--- begin Given information ---
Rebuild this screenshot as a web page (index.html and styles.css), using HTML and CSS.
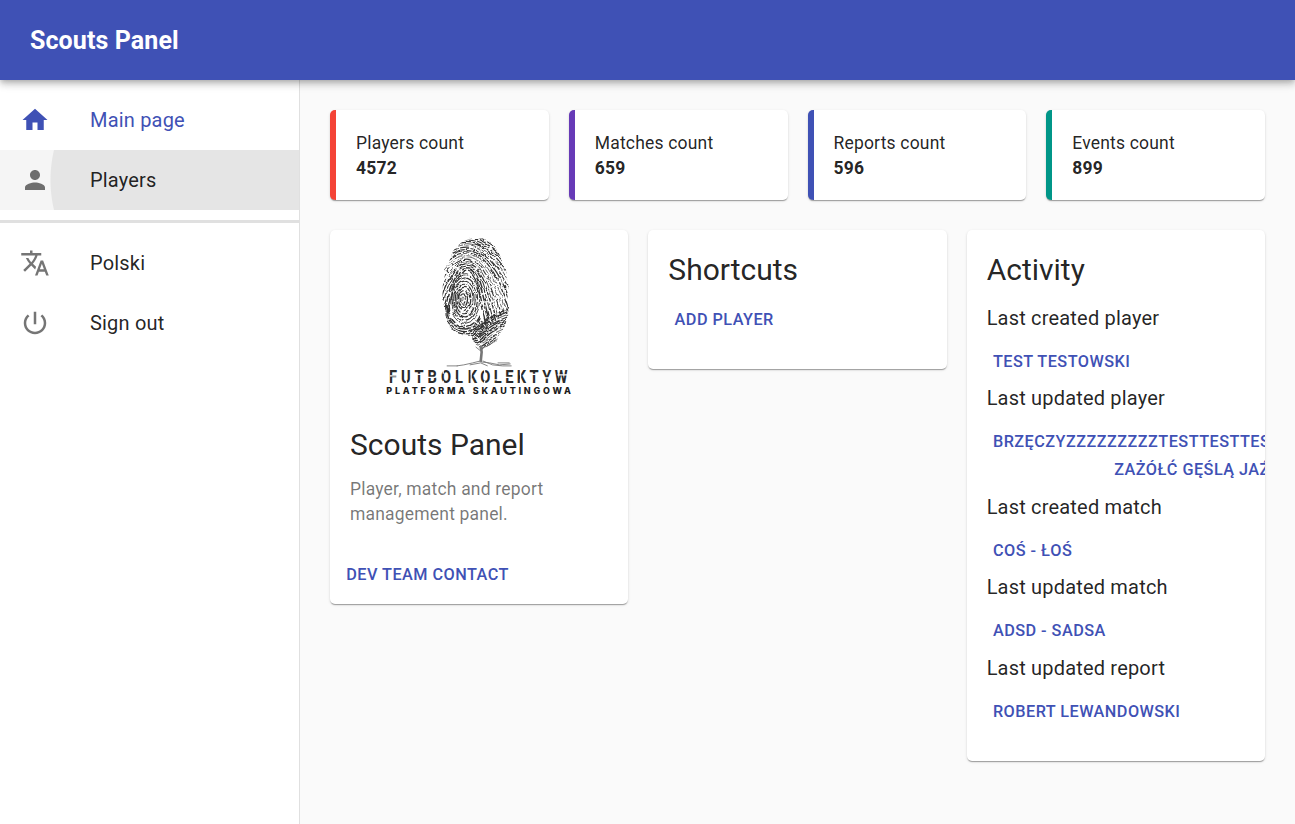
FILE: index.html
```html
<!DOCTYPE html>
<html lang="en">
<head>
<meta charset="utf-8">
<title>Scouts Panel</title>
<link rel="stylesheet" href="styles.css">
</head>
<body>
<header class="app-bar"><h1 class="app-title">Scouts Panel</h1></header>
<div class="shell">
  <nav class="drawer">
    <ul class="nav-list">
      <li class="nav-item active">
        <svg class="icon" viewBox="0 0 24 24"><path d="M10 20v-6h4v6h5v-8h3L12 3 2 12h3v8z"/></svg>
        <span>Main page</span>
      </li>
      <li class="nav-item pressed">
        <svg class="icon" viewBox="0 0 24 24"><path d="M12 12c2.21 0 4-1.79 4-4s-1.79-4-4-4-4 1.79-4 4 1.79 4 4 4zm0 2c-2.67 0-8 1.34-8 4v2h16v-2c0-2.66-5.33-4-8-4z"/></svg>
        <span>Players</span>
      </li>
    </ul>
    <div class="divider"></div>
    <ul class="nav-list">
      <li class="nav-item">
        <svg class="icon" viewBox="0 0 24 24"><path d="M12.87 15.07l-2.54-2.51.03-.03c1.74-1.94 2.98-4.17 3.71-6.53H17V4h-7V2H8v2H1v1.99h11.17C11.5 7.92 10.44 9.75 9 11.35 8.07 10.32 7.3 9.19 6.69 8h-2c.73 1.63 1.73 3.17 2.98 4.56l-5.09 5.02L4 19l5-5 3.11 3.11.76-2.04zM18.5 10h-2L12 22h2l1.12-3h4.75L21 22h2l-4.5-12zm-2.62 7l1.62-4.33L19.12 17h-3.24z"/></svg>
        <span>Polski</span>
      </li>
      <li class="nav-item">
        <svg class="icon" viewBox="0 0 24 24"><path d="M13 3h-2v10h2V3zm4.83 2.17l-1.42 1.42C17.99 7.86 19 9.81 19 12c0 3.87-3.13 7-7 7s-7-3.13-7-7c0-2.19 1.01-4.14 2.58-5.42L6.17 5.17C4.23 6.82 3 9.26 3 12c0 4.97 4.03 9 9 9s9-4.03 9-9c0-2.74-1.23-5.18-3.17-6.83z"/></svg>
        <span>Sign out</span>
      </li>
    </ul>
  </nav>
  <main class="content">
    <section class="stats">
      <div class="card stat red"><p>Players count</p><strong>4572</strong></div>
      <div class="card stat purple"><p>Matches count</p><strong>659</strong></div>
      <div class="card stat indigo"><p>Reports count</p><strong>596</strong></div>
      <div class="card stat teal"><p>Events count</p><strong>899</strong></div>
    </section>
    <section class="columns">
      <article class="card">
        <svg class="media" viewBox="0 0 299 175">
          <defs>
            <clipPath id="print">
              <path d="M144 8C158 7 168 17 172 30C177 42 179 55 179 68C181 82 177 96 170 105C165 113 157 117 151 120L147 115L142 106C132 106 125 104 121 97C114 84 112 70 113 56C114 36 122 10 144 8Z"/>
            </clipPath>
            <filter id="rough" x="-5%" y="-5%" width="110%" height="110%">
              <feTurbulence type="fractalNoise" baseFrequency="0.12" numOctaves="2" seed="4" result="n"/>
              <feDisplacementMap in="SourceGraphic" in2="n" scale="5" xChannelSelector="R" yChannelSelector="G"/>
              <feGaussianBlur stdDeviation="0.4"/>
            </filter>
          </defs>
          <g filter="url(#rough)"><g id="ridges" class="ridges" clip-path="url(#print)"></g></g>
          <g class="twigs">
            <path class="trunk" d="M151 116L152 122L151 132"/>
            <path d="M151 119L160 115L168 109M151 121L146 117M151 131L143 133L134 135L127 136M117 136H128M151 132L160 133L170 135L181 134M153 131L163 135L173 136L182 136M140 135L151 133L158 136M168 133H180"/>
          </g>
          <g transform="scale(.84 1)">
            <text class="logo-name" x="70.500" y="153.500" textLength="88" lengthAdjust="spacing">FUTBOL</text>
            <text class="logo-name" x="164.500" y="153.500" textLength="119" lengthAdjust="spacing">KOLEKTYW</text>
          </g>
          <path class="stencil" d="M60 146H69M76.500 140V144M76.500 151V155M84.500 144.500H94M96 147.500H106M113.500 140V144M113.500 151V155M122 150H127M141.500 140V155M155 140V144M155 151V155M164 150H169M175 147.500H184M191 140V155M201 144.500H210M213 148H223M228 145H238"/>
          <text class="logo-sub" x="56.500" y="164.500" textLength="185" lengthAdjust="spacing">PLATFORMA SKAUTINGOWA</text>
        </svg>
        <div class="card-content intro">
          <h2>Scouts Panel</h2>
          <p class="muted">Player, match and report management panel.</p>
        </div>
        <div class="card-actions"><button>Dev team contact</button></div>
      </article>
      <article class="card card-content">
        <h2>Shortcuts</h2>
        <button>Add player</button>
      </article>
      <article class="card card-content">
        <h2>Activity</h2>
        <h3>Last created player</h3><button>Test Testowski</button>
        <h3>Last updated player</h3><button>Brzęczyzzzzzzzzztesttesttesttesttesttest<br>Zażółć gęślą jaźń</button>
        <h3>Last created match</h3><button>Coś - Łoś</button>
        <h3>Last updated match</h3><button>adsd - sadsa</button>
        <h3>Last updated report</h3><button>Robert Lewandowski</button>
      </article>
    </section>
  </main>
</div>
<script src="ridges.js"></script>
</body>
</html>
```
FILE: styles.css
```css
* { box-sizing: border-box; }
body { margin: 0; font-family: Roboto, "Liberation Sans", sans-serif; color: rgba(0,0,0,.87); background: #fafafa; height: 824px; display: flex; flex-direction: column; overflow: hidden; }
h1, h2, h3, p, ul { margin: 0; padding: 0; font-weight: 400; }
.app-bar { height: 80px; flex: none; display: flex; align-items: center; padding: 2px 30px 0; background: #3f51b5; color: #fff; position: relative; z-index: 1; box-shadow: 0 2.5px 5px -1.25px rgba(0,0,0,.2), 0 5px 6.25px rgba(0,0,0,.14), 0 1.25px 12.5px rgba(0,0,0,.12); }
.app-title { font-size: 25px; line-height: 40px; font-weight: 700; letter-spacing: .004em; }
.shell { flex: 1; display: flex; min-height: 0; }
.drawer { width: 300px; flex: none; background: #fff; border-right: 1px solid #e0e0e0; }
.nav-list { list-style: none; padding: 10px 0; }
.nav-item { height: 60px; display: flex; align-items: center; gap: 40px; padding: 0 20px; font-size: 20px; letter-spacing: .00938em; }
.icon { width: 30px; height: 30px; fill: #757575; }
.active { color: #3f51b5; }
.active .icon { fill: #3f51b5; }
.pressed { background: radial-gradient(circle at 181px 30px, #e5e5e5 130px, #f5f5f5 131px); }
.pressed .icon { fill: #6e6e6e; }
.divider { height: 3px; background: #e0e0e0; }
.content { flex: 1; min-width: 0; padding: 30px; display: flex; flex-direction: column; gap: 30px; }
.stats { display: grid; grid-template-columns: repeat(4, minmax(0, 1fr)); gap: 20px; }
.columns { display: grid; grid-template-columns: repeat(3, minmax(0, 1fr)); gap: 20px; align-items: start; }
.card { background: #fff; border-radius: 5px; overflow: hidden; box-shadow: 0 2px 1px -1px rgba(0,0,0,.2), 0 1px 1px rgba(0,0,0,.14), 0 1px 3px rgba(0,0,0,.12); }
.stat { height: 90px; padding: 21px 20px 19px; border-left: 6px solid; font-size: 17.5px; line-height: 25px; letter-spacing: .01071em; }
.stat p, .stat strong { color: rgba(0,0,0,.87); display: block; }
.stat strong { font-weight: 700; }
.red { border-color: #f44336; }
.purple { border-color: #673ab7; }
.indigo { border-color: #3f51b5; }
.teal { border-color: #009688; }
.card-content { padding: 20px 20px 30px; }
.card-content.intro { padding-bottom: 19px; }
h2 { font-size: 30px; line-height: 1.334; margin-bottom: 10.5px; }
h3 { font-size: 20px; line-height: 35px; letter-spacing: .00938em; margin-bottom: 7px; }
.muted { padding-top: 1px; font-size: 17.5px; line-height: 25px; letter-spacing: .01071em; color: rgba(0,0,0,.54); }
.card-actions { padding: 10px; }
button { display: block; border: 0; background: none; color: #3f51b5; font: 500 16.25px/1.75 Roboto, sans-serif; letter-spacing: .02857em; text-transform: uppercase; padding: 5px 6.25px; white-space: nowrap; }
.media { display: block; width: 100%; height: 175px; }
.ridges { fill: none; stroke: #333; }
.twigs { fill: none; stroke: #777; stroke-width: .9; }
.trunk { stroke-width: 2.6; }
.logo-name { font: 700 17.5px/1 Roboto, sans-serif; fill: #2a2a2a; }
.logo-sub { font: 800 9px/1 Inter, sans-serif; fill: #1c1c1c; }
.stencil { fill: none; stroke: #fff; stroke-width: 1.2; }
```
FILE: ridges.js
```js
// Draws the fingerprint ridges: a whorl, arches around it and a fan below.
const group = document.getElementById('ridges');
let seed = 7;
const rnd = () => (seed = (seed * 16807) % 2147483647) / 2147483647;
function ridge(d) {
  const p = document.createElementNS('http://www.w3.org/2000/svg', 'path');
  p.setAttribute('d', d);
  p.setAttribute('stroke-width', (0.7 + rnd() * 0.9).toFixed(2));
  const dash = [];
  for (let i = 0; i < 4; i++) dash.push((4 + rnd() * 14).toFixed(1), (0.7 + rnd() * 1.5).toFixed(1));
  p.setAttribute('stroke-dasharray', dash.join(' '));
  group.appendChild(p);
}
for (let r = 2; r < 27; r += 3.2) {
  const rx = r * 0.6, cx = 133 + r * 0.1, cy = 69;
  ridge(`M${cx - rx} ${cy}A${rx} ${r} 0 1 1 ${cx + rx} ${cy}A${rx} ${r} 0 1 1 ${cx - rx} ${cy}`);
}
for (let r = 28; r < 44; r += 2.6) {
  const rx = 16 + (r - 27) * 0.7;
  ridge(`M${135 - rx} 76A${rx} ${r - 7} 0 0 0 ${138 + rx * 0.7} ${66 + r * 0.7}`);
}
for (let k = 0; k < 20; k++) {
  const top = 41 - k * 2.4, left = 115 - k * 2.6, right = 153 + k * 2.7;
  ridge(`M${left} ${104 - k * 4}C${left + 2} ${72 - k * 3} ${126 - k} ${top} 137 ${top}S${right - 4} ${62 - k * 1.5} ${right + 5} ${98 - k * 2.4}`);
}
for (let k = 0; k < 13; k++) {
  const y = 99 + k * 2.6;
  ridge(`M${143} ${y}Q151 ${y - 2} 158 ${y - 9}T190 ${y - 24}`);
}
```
--- end Given information ---
• To do: Find the lines above that contain the word "index" and collect them.

• Response:
Rebuild this screenshot as a web page (index.html and styles.css), using HTML and CSS.
FILE: index.html
.app-bar { height: 80px; flex: none; display: flex; align-items: center; padding: 2px 30px 0; background: #3f51b5; color: #fff; position: relative; z-index: 1; box-shadow: 0 2.5px 5px -1.25px rgba(0,0,0,.2), 0 5px 6.25px rgba(0,0,0,.14), 0 1.25px 12.5px rgba(0,0,0,.12); }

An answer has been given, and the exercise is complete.